Monday, January 12, 2009

Our English Syllabus

Let me start off by saying that I have a lot to say about this, so I apologize for the length.

I have always hated math. I've never been very good at it. I went through all if my education asking the question, "Why would I ever need to learn this? When am I ever going to use the quadratic formula?" To me it was belligerently pointless. My sophomore year of high school, my geometry teacher told me this, "You really don't need to know any of this stuff to be successful." So I ask him, "Then why take it?" He stared at me for a little while, almost confused. After a few seconds pause he replies, "Well to teach you how to learn of course."

At the time, I had no idea what he was talking about. I was more excited my math teacher admitted to the formulas being useless unless I'm going to be anything that deals directly with solving the area of an octagon.

I was not the most studious student through out high school. In middle school I had such a hard time worrying about grades and all the pressures my teachers and society were laying on me that by the time I reached high school I became apathetic. It was terrible at the time, but now that I look back I would have it no other way. I began to learn on my own terms. If something intrigued me, I looked into it. I eventually began to become a student, but not because I wanted better grades, but because I was beginning to see how math was teaching me how to learn.

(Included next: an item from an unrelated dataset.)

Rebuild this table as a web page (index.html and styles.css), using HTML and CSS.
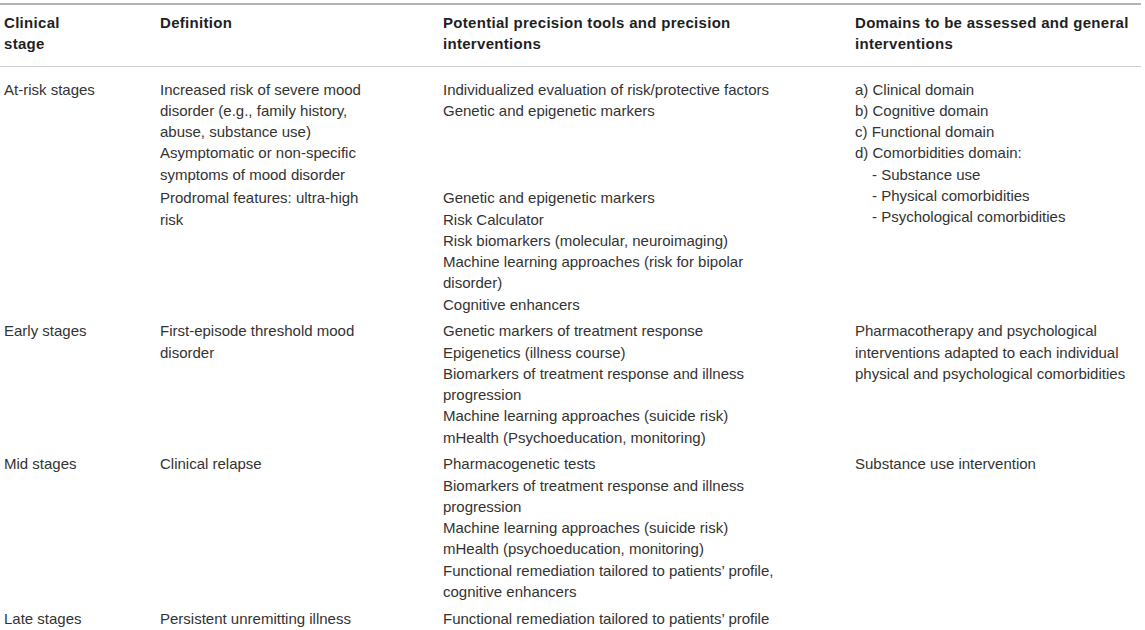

I chose Calvin College because it is a liberal arts college. Let me pause here and insert one complaint I have about Calvin college: If I were to have it my way, I would inherit a multi-million dollar franchise and be set financially for life, but continue to go to Calvin College until there were no more degrees or fields of study left for me to explore. I understand the importance of a liberal arts degree (I'll go into this later), but it is becoming increasingly difficult to learn for the sake of learning. I have to pay $26,000 a year - give or take $2,000 - just to learn. This is a huge problem. I go into debt as soon as I walk of campus as an alumni. This forces me to become specialized and focus on a specific job so that I can pay off the loan I had to borrow so that I could learn for the sake of learning! It's very frustrating. Anyways, back on topic.

I chose Calvin college because it is a liberal arts college. Like any other senior in high school I wrestled with where I wanted to go and what I wanted to be when I was older. I spent many nights restless, pondering and probing all the advice given to me to help me decide on where to go. There was one specific night where my geometry teacher entered my mind, "To teach you how to learn of course." I began to think about God and the universe he had created and how it follows a certain set of rules. Let me explain.

Every time I jump, I come back down. There has never been an incident where someone took a leap and never made it back down (unless they got caught in a tree but I think the point is clear).
Math is just apart of the universe as gravity. It's not a human conception. It's part of the equation God has used to define the universe. Once this is understood - that everything operates on specific principles - it is easy to see the importance of math. Everything that happens can be related in some way to a math equation. C.S. Lewis goes over this in Mere Christianity in a much more simple and articulate manner. He starts off the book by pointing out this moral code that the universe follows.

So, by taking all of these classes whether we like them or not, we are able to see kernels of truth scattered across all sorts of academia such as math, science, history, physics, philosophy...etc. We are not taking these courses because we think that some day down the line our job might require some sort of biology, but because once we have seen every perspective of the universe we are able to bridge and connect fundamental truths about God's world. One could almost say God is found in math.

Another peeve I hold against education is grades. There was an experiment in psychology where a group of kids were told they would be rewarded if they colored with these markers. So they colored and they were rewarded. They were then left in the room with more markers and paper but they did not color. Meanwhile, in another room, a group of kids were promised no rewards but were just told to play. They also had markers and paper, so they colored. My point here is that when we are held to a standard where our play becomes work (or our need for learning becomes apart of the monotonous routine of society) we no longer desire it. I can of course see the need for grades, for without them there would be chaos and no way to assure that the school's mission is upheld. But a thought I don't think we should so easily push aside. Perhaps school has some reforming of it's own left to do.